Here is a link to flood pictures from the Kansas City Star.
http://www.kansascity.com/2011/06/13/2948373/missouri-river-flooding.html
The LSU Center for GeoInformatics (C4G) has surveyed ALL of the flood control levees in South Louisiana as well as ALL of the Hurricane Evacuation Route highways. We have accomplished that with our GPS Real Time Network of 60+ Continuously Operating Reference Stations networked into a cellphone correction system. The New Orleans District Corps of Engineers has employed our system since after Hurricane Katrina.
Crevasses commonly occur AFTER a sudden drop in water levels, more often than during a flood stage event.
I don't know what the recent crevasse was caused by, though.
I have surveyed various levees for the COE in SE LA for years. Crevasses, slides, sand boils etc.
Various levee failures are the result of poor soils here. From the look of your pictures, the levees look like they have a very loamy soil. The land is agricultural and the borrow pit may have been in close proximity.
The levees look similar to some "ring" levees that are built here along the Lower Mississippi.
One of the big fears of major California flooding is the fact of the network of agricultural levees that are in place. Subsequent land development are risky.
Survey baseline control is set along the C/L of the levee at determined distances and at determined stationing and all PIs etc. pipes/caps.
field survey (x-sec) & traverse control - buried 60d nails
Here in SE LA , the nutria rat causes a lot of damage to levees.
One of the local SWAT teams shoots them in the early morning hours for practice even.

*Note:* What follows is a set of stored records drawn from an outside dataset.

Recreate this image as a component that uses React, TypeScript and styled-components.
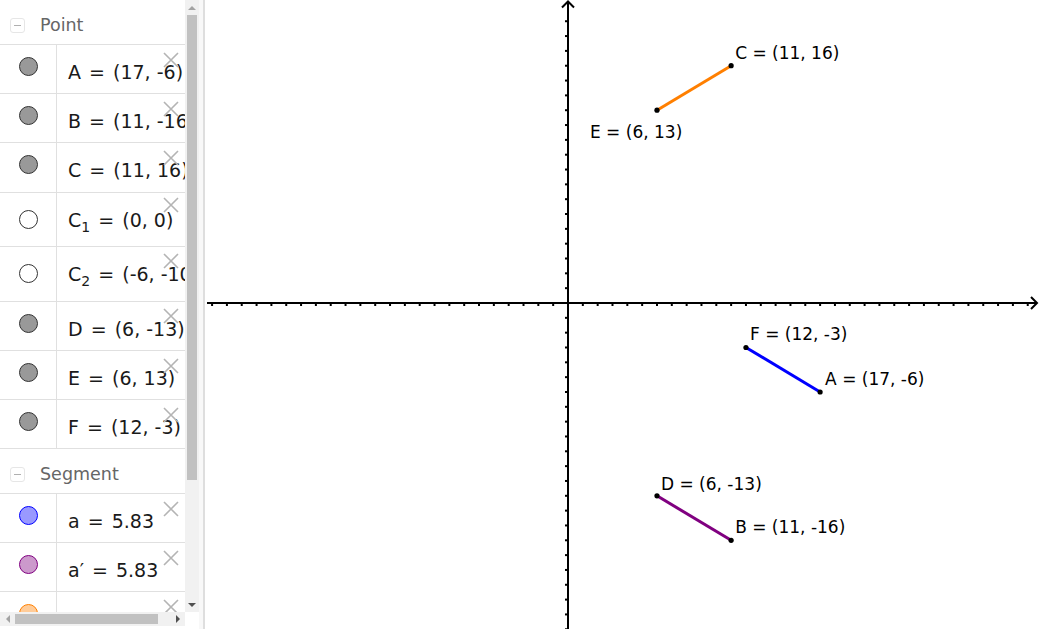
import React from "react"
import styled, { createGlobalStyle } from "styled-components"

const GlobalStyle = createGlobalStyle`
  html, body {
    margin: 0;
    padding: 0;
    background: #fff;
    overflow: hidden;
  }
  body {
    font-family: "DejaVu Sans", sans-serif;
  }
`

const SCALE = 14.83
const ORIGIN_X = 363
const ORIGIN_Y = 303

const Page = styled.div`
  display: flex;
  width: 1041px;
  height: 629px;
  overflow: hidden;
`

const Sidebar = styled.aside`
  flex: 0 0 205px;
  display: flex;
  box-sizing: border-box;
  border-right: 2px solid #dedede;
`

const ScrollFrame = styled.div`
  display: grid;
  grid-template-columns: 185px 14px;
  grid-template-rows: 612px 14px;
  width: 199px;
  align-content: start;
`

const Gutter = styled.div`
  flex: 1;
  background: #f8f8f8;
`

const Viewport = styled.div`
  overflow: hidden;
`

const VTrack = styled.div`
  background: #f1f1f1;
  display: flex;
  flex-direction: column;
  align-items: center;
`

const HTrack = styled.div`
  background: #f1f1f1;
  display: flex;
  align-items: center;
`

const Corner = styled.div`
  background: #fff;
`

const ArrowBox = styled.div`
  flex: 0 0 15px;
  width: 14px;
  height: 14px;
  display: flex;
  align-items: center;
  justify-content: center;
`

const Triangle = styled.span<{ $dir: "up" | "down" | "left" | "right"; $dark?: boolean }>`
  width: 0;
  height: 0;
  border: 4px solid transparent;
  ${p => {
    const c = p.$dark ? "#505050" : "#a3a3a3"
    if (p.$dir === "up") return `border-bottom-color: ${c}; border-top-width: 0;`
    if (p.$dir === "down") return `border-top-color: ${c}; border-bottom-width: 0;`
    if (p.$dir === "left") return `border-right-color: ${c}; border-left-width: 0;`
    return `border-left-color: ${c}; border-right-width: 0;`
  }}
`

const VThumb = styled.div`
  width: 10px;
  height: 465px;
  background: #c1c1c1;
`

const VSpacer = styled.div`
  flex: 1;
`

const HThumb = styled.div`
  width: 143px;
  height: 10px;
  background: #c1c1c1;
`

const HSpacer = styled.div`
  flex: 1;
`

const Header = styled.div`
  display: flex;
  align-items: flex-start;
  gap: 15px;
  height: 45px;
  box-sizing: border-box;
  padding: 17px 0 0 10px;
  border-bottom: 1px solid #e0e0e0;
`

const Toggle = styled.span`
  width: 15px;
  height: 15px;
  margin-top: 1px;
  box-sizing: border-box;
  border: 1px solid #e6e6e6;
  border-radius: 3px;
  display: flex;
  align-items: center;
  justify-content: center;
  &::before {
    content: "";
    width: 7px;
    height: 1px;
    background: #b0b0b0;
  }
`

const HeaderLabel = styled.span`
  font-size: 17.5px;
  line-height: 17px;
  color: #666;
`

const Row = styled.div<{ $h: number }>`
  display: flex;
  height: ${p => p.$h}px;
  box-sizing: border-box;
  border-bottom: 1px solid #e0e0e0;
`

const MarkerCell = styled.div<{ $top: number }>`
  flex: 0 0 56px;
  border-right: 1px solid #e0e0e0;
  display: flex;
  justify-content: center;
  padding-top: ${p => p.$top}px;
`

const Marker = styled.span<{ $fill: string; $stroke: string }>`
  width: 19px;
  height: 19px;
  box-sizing: border-box;
  border-radius: 50%;
  border: 1px solid ${p => p.$stroke};
  background: ${p => p.$fill};
`

const TextCell = styled.div`
  flex: 1;
  position: relative;
  padding: 16px 0 0 11px;
  font-size: 19px;
  line-height: 22px;
  color: #1a1a1a;
  white-space: nowrap;
`

const Eq = styled.span`
  margin: 0 2px;
`

const Sub = styled.span`
  font-size: 14px;
  vertical-align: -5px;
  line-height: 0;
`

const Remove = styled.svg<{ $top: number }>`
  position: absolute;
  left: 106px;
  top: ${p => p.$top}px;
  width: 16px;
  height: 16px;
`

const Graphics = styled.main`
  flex: 1;
  position: relative;
  background: #fff;
`

const Canvas = styled.svg`
  display: block;
  width: 100%;
  height: 100%;
`

type Item = {
  name: React.ReactNode
  value: string
  fill: string
  stroke: string
  h: number
  markerTop: number
  xTop: number
}

const POINT_FILL = "#999999"
const POINT_STROKE = "#333333"

const points: Item[] = [
  { name: "A", value: "(17, -6)", fill: POINT_FILL, stroke: POINT_STROKE, h: 49, markerTop: 12, xTop: 7 },
  { name: "B", value: "(11, -16)", fill: POINT_FILL, stroke: POINT_STROKE, h: 49, markerTop: 12, xTop: 7 },
  { name: "C", value: "(11, 16)", fill: POINT_FILL, stroke: POINT_STROKE, h: 50, markerTop: 12, xTop: 7 },
  { name: <>C<Sub>1</Sub></>, value: "(0, 0)", fill: "#fff", stroke: POINT_STROKE, h: 54, markerTop: 17, xTop: 4 },
  { name: <>C<Sub>2</Sub></>, value: "(-6, -10)", fill: "#fff", stroke: POINT_STROKE, h: 55, markerTop: 17, xTop: 6 },
  { name: "D", value: "(6, -13)", fill: POINT_FILL, stroke: POINT_STROKE, h: 49, markerTop: 12, xTop: 6 },
  { name: "E", value: "(6, 13)", fill: POINT_FILL, stroke: POINT_STROKE, h: 49, markerTop: 12, xTop: 7 },
  { name: "F", value: "(12, -3)", fill: POINT_FILL, stroke: POINT_STROKE, h: 49, markerTop: 12, xTop: 7 },
]

const segments: Item[] = [
  { name: "a", value: "5.83", fill: "#9999ff", stroke: "#0000ff", h: 49, markerTop: 12, xTop: 7 },
  { name: "a′", value: "5.83", fill: "#cc99cc", stroke: "#800080", h: 49, markerTop: 12, xTop: 7 },
  { name: "a″", value: "5.83", fill: "#ffcc99", stroke: "#ff8000", h: 49, markerTop: 12, xTop: 7 },
]

function RemoveIcon({ top }: { top: number }) {
  return (
    <Remove $top={top} viewBox="0 0 16 16">
      <path d="M1 1 L15 15 M15 1 L1 15" stroke="#b4b4b4" strokeWidth="1.6" fill="none" />
    </Remove>
  )
}

function ItemRow({ item }: { item: Item }) {
  return (
    <Row $h={item.h}>
      <MarkerCell $top={item.markerTop}>
        <Marker $fill={item.fill} $stroke={item.stroke} />
      </MarkerCell>
      <TextCell>
        {item.name} <Eq>=</Eq> {item.value}
        <RemoveIcon top={item.xTop} />
      </TextCell>
    </Row>
  )
}

function Group({ title, items }: { title: string; items: Item[] }) {
  return (
    <>
      <Header>
        <Toggle />
        <HeaderLabel>{title}</HeaderLabel>
      </Header>
      {items.map((item, i) => (
        <ItemRow key={i} item={item} />
      ))}
    </>
  )
}

function AlgebraView() {
  return (
    <Sidebar>
      <ScrollFrame>
        <Viewport>
          <Group title="Point" items={points} />
          <Group title="Segment" items={segments} />
        </Viewport>
        <VTrack>
          <ArrowBox>
            <Triangle $dir="up" />
          </ArrowBox>
          <VThumb />
          <VSpacer />
          <ArrowBox>
            <Triangle $dir="down" $dark />
          </ArrowBox>
        </VTrack>
        <HTrack>
          <ArrowBox>
            <Triangle $dir="left" />
          </ArrowBox>
          <HThumb />
          <HSpacer />
          <ArrowBox>
            <Triangle $dir="right" $dark />
          </ArrowBox>
        </HTrack>
        <Corner />
      </ScrollFrame>
      <Gutter />
    </Sidebar>
  )
}

const px = (x: number) => ORIGIN_X + x * SCALE
const py = (y: number) => ORIGIN_Y - y * SCALE

type Seg = { from: [number, number]; to: [number, number]; color: string }

const segs: Seg[] = [
  { from: [6, 13], to: [11, 16], color: "#ff7f00" },
  { from: [12, -3], to: [17, -6], color: "#0000ff" },
  { from: [6, -13], to: [11, -16], color: "#800080" },
]

type Pt = { name: string; x: number; y: number; dx: number; dy: number }

const pts: Pt[] = [
  { name: "C", x: 11, y: 16, dx: 4, dy: -7 },
  { name: "E", x: 6, y: 13, dx: -67, dy: 28 },
  { name: "F", x: 12, y: -3, dx: 4, dy: -7 },
  { name: "A", x: 17, y: -6, dx: 5, dy: -7 },
  { name: "D", x: 6, y: -13, dx: 4, dy: -6 },
  { name: "B", x: 11, y: -16, dx: 4, dy: -7 },
]

function GraphicsView() {
  const xTicks: number[] = []
  for (let k = -24; k <= 31; k++) if (k !== 0) xTicks.push(px(k))
  const yTicks: number[] = []
  for (let k = -22; k <= 20; k++) if (k !== 0) yTicks.push(py(k))

  return (
    <Graphics>
      <Canvas>
        <line x1={2} y1={ORIGIN_Y} x2={832} y2={ORIGIN_Y} stroke="#000" strokeWidth={2} />
        <line x1={ORIGIN_X} y1={1.5} x2={ORIGIN_X} y2={640} stroke="#000" strokeWidth={2} />
        {xTicks.map((x, i) => (
          <line key={"x" + i} x1={x} y1={ORIGIN_Y} x2={x} y2={ORIGIN_Y + 3} stroke="#000" strokeWidth={2} />
        ))}
        {yTicks
          .filter(y => y > 10)
          .map((y, i) => (
            <line key={"y" + i} x1={ORIGIN_X} y1={y} x2={ORIGIN_X - 3} y2={y} stroke="#000" strokeWidth={2} />
          ))}
        <polyline
          points={`${ORIGIN_X - 6},7.5 ${ORIGIN_X},1.5 ${ORIGIN_X + 6},7.5`}
          fill="none"
          stroke="#000"
          strokeWidth={2}
        />
        <polyline points="826,297 832,303 826,309" fill="none" stroke="#000" strokeWidth={2} />
        {segs.map((s, i) => (
          <line
            key={"s" + i}
            x1={px(s.from[0])}
            y1={py(s.from[1])}
            x2={px(s.to[0])}
            y2={py(s.to[1])}
            stroke={s.color}
            strokeWidth={3}
          />
        ))}
        {pts.map(p => (
          <g key={p.name}>
            <circle cx={px(p.x)} cy={py(p.y)} r={2.6} fill="#000" />
            <text
              x={px(p.x) + p.dx}
              y={py(p.y) + p.dy}
              fontFamily="DejaVu Sans, sans-serif"
              fontSize={17}
              fill="#000"
            >
              {`${p.name} = (${p.x}, ${p.y})`}
            </text>
          </g>
        ))}
      </Canvas>
    </Graphics>
  )
}

export default function App() {
  return (
    <>
      <GlobalStyle />
      <Page>
        <AlgebraView />
        <GraphicsView />
      </Page>
    </>
  )
}
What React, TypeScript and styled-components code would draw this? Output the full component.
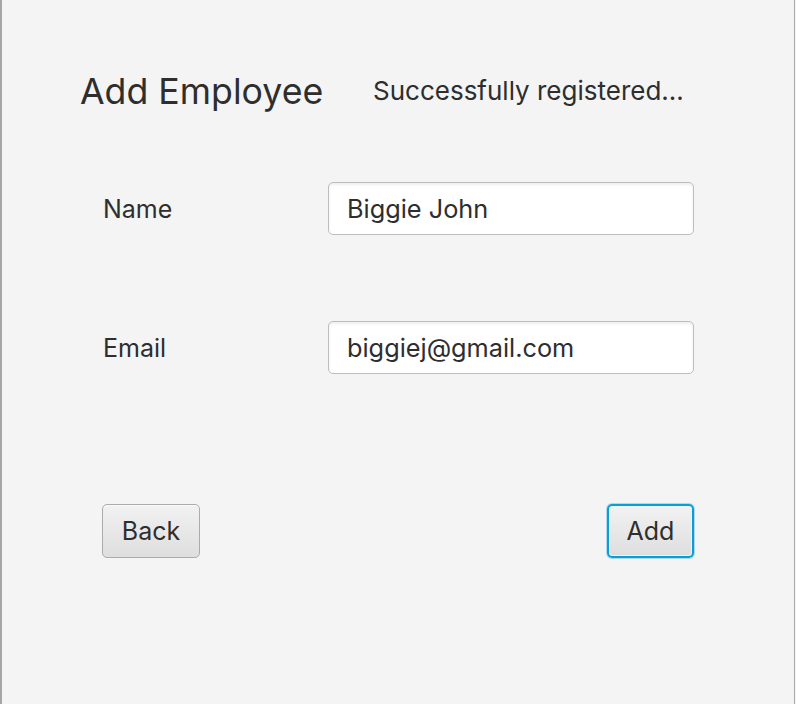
import React from "react";
import styled, { createGlobalStyle } from "styled-components";

const Global = createGlobalStyle`
  html, body {
    margin: 0;
    padding: 0;
    background: #f4f4f4;
  }
  * { box-sizing: border-box; }
`;

const Window = styled.div`
  width: 795px;
  height: 704px;
  background: #f4f4f4;
  border-left: 2px solid #a6a6a6;
  border-right: 1px solid #a9a9a9;
  font-family: Inter, "Noto Sans", "Liberation Sans", sans-serif;
  color: #2e2e2e;
  display: flex;
  flex-direction: column;
  padding-top: 61px;
`;

const Header = styled.div`
  height: 60px;
  display: flex;
  align-items: center;
  padding-left: 78px;
`;

const Title = styled.h1`
  margin: 0;
  font-size: 35.7px;
  font-weight: 400;
  line-height: 60px;
  width: 293px;
`;

const Status = styled.div`
  font-size: 26px;
  line-height: 60px;
`;

const Form = styled.div`
  display: flex;
  flex-direction: column;
  gap: 86px;
  padding-left: 101px;
  margin-top: 61px;
`;

const Row = styled.div`
  display: flex;
  align-items: center;
  height: 53px;
`;

const Label = styled.label`
  width: 225px;
  font-size: 25px;
  line-height: 30px;
`;

const Input = styled.input`
  width: 366px;
  height: 53px;
  border: 1px solid #bdbdbd;
  border-radius: 5px;
  background: #ffffff;
  box-shadow: inset 0 2px 3px rgba(0, 0, 0, 0.07);
  padding: 0 0 0 18px;
  font-family: Inter, "Noto Sans", "Liberation Sans", sans-serif;
  font-size: 25.3px;
  color: #2e2e2e;
  outline: none;
`;

const Buttons = styled.div`
  display: flex;
  justify-content: space-between;
  width: 592px;
  margin-left: 100px;
  margin-top: 130px;
`;

const Button = styled.button<{ $focused?: boolean; $w: number }>`
  width: ${(p) => p.$w}px;
  height: 54px;
  border-radius: 5px;
  border: ${(p) => (p.$focused ? "2px solid #0a9dd6" : "1px solid #ababab")};
  background: linear-gradient(#f2f2f2, #dedede);
  box-shadow: ${(p) =>
    p.$focused
      ? "0 0 0 1px rgba(10,157,214,0.3), inset 0 0 0 1px #e9f5fb"
      : "inset 0 1px 0 rgba(255,255,255,0.6)"};
  font-family: Inter, "Noto Sans", "Liberation Sans", sans-serif;
  font-size: 25px;
  color: #2e2e2e;
  padding: 0;
  cursor: pointer;
`;

export default function App() {
  return (
    <>
      <Global />
      <Window>
        <Header>
          <Title>Add Employee</Title>
          <Status>Successfully registered...</Status>
        </Header>
        <Form>
          <Row>
            <Label>Name</Label>
            <Input defaultValue="Biggie John" />
          </Row>
          <Row>
            <Label>Email</Label>
            <Input defaultValue="biggiej@gmail.com" />
          </Row>
        </Form>
        <Buttons>
          <Button $w={98}>Back</Button>
          <Button $w={87} $focused>
            Add
          </Button>
        </Buttons>
      </Window>
    </>
  );
}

IMO, a good levee is made of good soil, based on erosion fabrics along with flood side rip-rap in addition to native flora to absorb and and diffuse flooding.
http://www.houmatoday.com/article/20100421/ARTICLES/100429838
http://www.houmatoday.com/article/20100831/ARTICLES/100839852
here are a few pic that I took about a month after Katrina on the MRGO levee below New Orleans.
We were tasked with providing a new baseline for emergency construction.
There Is No Such Thing As A Flood Control Levee
There are only river or flood confinement levees. The narrower you channel the flow the higher the flood elevation, thus allowing a smaller flood the oportunity to top the levee.
A proper flood control levee must allow the river an adequate floodway. That generally means you start your levees at least a mile from top of the 1 year floodway, generally equal to the top of bank. That makes that 1 mile strip only suitable for farming of certain crops, corn not being one of them. With this years rainfall that area could easily be under water for 3 months.
The current levees do not have to be completely removed, just lowered to the 10 or 25 year level. Then they should construct cross levees from the river side to the 1 mile levee at the same elevation or slightly lower as the riverside levees. These segments should be at least 10 miles long. There should be armored overtopping chutes at the upstream end and on the cross levees with a flood control discharge dam to the river at the lower end. Provisions should be made at the dams for portable pumps, but permanent pumps to be at municipal or state expense.
Existing small towns may be allowed to remain within that 1 mile zone but no flood insurance will be sold for new construction and only 1 reconstruction for existing structures allowed but not at a full reimbursement level.
Special studies must be down for cities. For instance Saint Louis could remain but a 2 mile overflow to the West must be created for a Missouri River cutoff plus the 1 mile on the Ilinois side must be widened from 1 to 2 miles for the Mississippi. That just might equal the stream width we saw leaving Saint Louis in 1993 a day or two after the rivers peaked there. An alternative might be an even wider cutoff from Peruque on the Mississippi to the Missouri West of Saint Charles and back to the Mississippi near Arnold. They best have a whole lot of shovels ready.
Paul in PA
There Is No Such Thing As A Flood Control Levee
Our levees parallel the river and its major contributors. The levees aren't the problem. People are the problem.
First, we have the popular notion that flood control dams must also be recreational hot spots in order to achieve the alleged benefit to cost ratio required for funding. They are viewed as revenue generators rather than strictly flood-based projects. The result is that the rivers never have what a historian would call 'normal' flow. The flow is 'managed' to provide the best lake levels for the 'revenue generating' side of things. Then when Mother Nature comes knocking loudly, it is too late.